Néanmoins, il faudrait selon lui que l’Etat tire les conséquences du développement des emprunts structurés, pour éviter que cet épisode ne se renouvelle à l’avenir malgré l’absence de risque systémique sur les finances publiques françaises dans leur ensemble.

La Cour préconise de mettre en oeuvre des mesures susceptibles de mieux sécuriser la gestion de la dette locale et mieux traduire ses particularités dans les comptes.

Le principe de la bonification temporaire et provisoire du taux d’intérêt devrait être reconsidéré.
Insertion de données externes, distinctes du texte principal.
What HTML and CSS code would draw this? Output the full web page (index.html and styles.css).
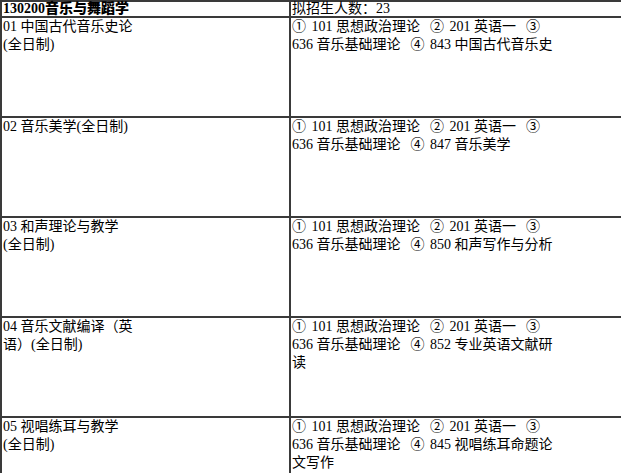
FILE: index.html
```html
<!DOCTYPE html>
<html lang="zh-CN">
<head>
<meta charset="utf-8">
<title>130200音乐与舞蹈学</title>
<link rel="stylesheet" href="styles.css">
</head>
<body>
<table class="plan">
  <tr class="head">
    <td class="c1"><b>130200音乐与舞蹈学</b></td>
    <td class="c2">拟招生人数：23</td>
  </tr>
  <tr class="row">
    <td class="c1">01 中国古代音乐史论<br>(全日制)</td>
    <td class="c2"><span class="n">①</span> 101 思想政治理论<span class="g"></span><span class="n">②</span> 201 英语一<span class="g"></span><span class="n">③</span><br>636 音乐基础理论<span class="g"></span><span class="n">④</span> 843 中国古代音乐史</td>
  </tr>
  <tr class="row">
    <td class="c1">02 音乐美学(全日制)</td>
    <td class="c2"><span class="n">①</span> 101 思想政治理论<span class="g"></span><span class="n">②</span> 201 英语一<span class="g"></span><span class="n">③</span><br>636 音乐基础理论<span class="g"></span><span class="n">④</span> 847 音乐美学</td>
  </tr>
  <tr class="row">
    <td class="c1">03 和声理论与教学<br>(全日制)</td>
    <td class="c2"><span class="n">①</span> 101 思想政治理论<span class="g"></span><span class="n">②</span> 201 英语一<span class="g"></span><span class="n">③</span><br>636 音乐基础理论<span class="g"></span><span class="n">④</span> 850 和声写作与分析</td>
  </tr>
  <tr class="row">
    <td class="c1">04 音乐文献编译（英<br>语）(全日制)</td>
    <td class="c2"><span class="n">①</span> 101 思想政治理论<span class="g"></span><span class="n">②</span> 201 英语一<span class="g"></span><span class="n">③</span><br>636 音乐基础理论<span class="g"></span><span class="n">④</span> 852 专业英语文献研<br>读</td>
  </tr>
  <tr class="row">
    <td class="c1">05 视唱练耳与教学<br>(全日制)</td>
    <td class="c2"><span class="n">①</span> 101 思想政治理论<span class="g"></span><span class="n">②</span> 201 英语一<span class="g"></span><span class="n">③</span><br>636 音乐基础理论<span class="g"></span><span class="n">④</span> 845 视唱练耳命题论<br>文写作</td>
  </tr>
</table>
</body>
</html>
```

FILE: styles.css
```css
html, body {
  margin: 0;
  padding: 0;
  background: #ffffff;
}
body {
  font-family: "Liberation Serif", "Noto Sans CJK SC", serif;
  font-size: 14px;
  line-height: 18px;
  color: #000000;
  overflow: hidden;
}
.plan {
  border-collapse: collapse;
  width: 720px;
  table-layout: fixed;
  border-left: 2px solid #7a7a7a;
  border-top: 2px solid #555555;
}
.plan td {
  border: 2px solid #3a3a3a;
  vertical-align: top;
  padding: 0 0 0 1px;
  white-space: nowrap;
}
.plan .c1 {
  width: 286px;
}
.head td {
  height: 14px;
  line-height: 14px;
  padding-top: 0;
}
.head b {
  font-weight: 900;
}
.row td {
  height: 98px;
}
.g {
  display: inline-block;
  width: 10px;
}
.n {
  display: inline-block;
  width: 16px;
  text-align: left;
}
```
Les emprunts dont le taux d’intérêt est basé sur des écarts d’indices hors zone euro, ou comportant des effets de levier devrait être interdit
Didier Migaud

Si quelques initiatives avaient déjà été prises, une « charte de bonne conduite » notamment, initiée en 2009 par le Gouvernement, avait été conclue entre certains établissements bancaires et des associations d’élus, la Cour suggère d’aller plus loin.

« L’Etat n’a pas pris les mesures suffisantes pour empêcher le développement rapide, jusqu’à la crise financière de 2008, de contrats d’emprunts assortis de clauses reposant sur des effets de levier ou indexés sur des indices très volatils. Ces emprunts se sont diffusés d’autant plus facilement qu’ils ont été proposés notamment par les principaux établissements bancaires intervenant sur le marché des prêts aux collectivités locales. Ces banques, parfois issues d’anciens établissements publics nationaux, avaient la confiance des collectivités, dont c’étaient des partenaires de longue date » explique Didier Migaud.

Dans un premier temps, il faudrait selon lui faire le bilan de l’application de la charte de bonne conduite, qui valide le recours à des emprunts comportant de forts risques de volatilité et légitime des durées de bonification qui n’apparaissent pas justifiées. Par ailleurs, la Cour estime que le principe de la bonification temporaire et provisoire du taux d’intérêt devrait être reconsidéré. Elle recommande aussi d’interdire les emprunts dont le taux d’intérêt est basé sur des écarts d’indices hors zone euro, ou comportant des effets de levier. Au besoin, étant donné que le principe de la libre administration des collectivités locales s’applique dans les conditions prévues par la loi, les insuffisances de la Charte pourraient être compensées par des mesures de nature législative.

La Cour recommande également d’assurer un suivi des produits structurés fortement volatils qui avaient été contractés avant la crise financière et qui sont appelés à demeurer encore longtemps dans les comptes locaux.

Plus précisément, afin de prendre en compte ces emprunts les plus risqués, la Cour préconise notamment :

  1. de développer un suivi statistique de la structure de la dette publique locale ;
  2. de traduire sur le plan comptable ces risques en mettant en place un système de provisionnement obligatoire qui devrait, au minimum, avoir pour objet de neutraliser le gain transitoire induit par l’existence d’un taux « bonifié » ;
  3. de faire obligatoirement apparaître dans la comptabilité des collectivités territoriales et de leurs établissements publics les soultes éventuellement payées ou reçues lors d’opérations de réaménagement ou lors de résiliation anticipée d’instruments de couverture ;
  4. de renforcer le rôle des assemblées délibérantes en imposant la remise chaque année d’un rapport sur la gestion de la dette qui servirait de base à un débat annuel sur ce sujet couplé avec le vote du budget. Ce serait une sorte de chaînage vertueux de la dette publique locale.

Quant à l’idée, parfois lancée, d’une structure de défaisance qui prendrait en charge, pour quelques collectivités locales peu nombreuses, les emprunts les plus risqués qu’elles ont contractés dans des proportions très importantes, la Cour considère qu’il ne serait pas justifié ni opportun de donner suite à ce projet. « Ce serait, sinon, encourager le renouvellement de pratiques peu responsables » conclut Didier Migaud.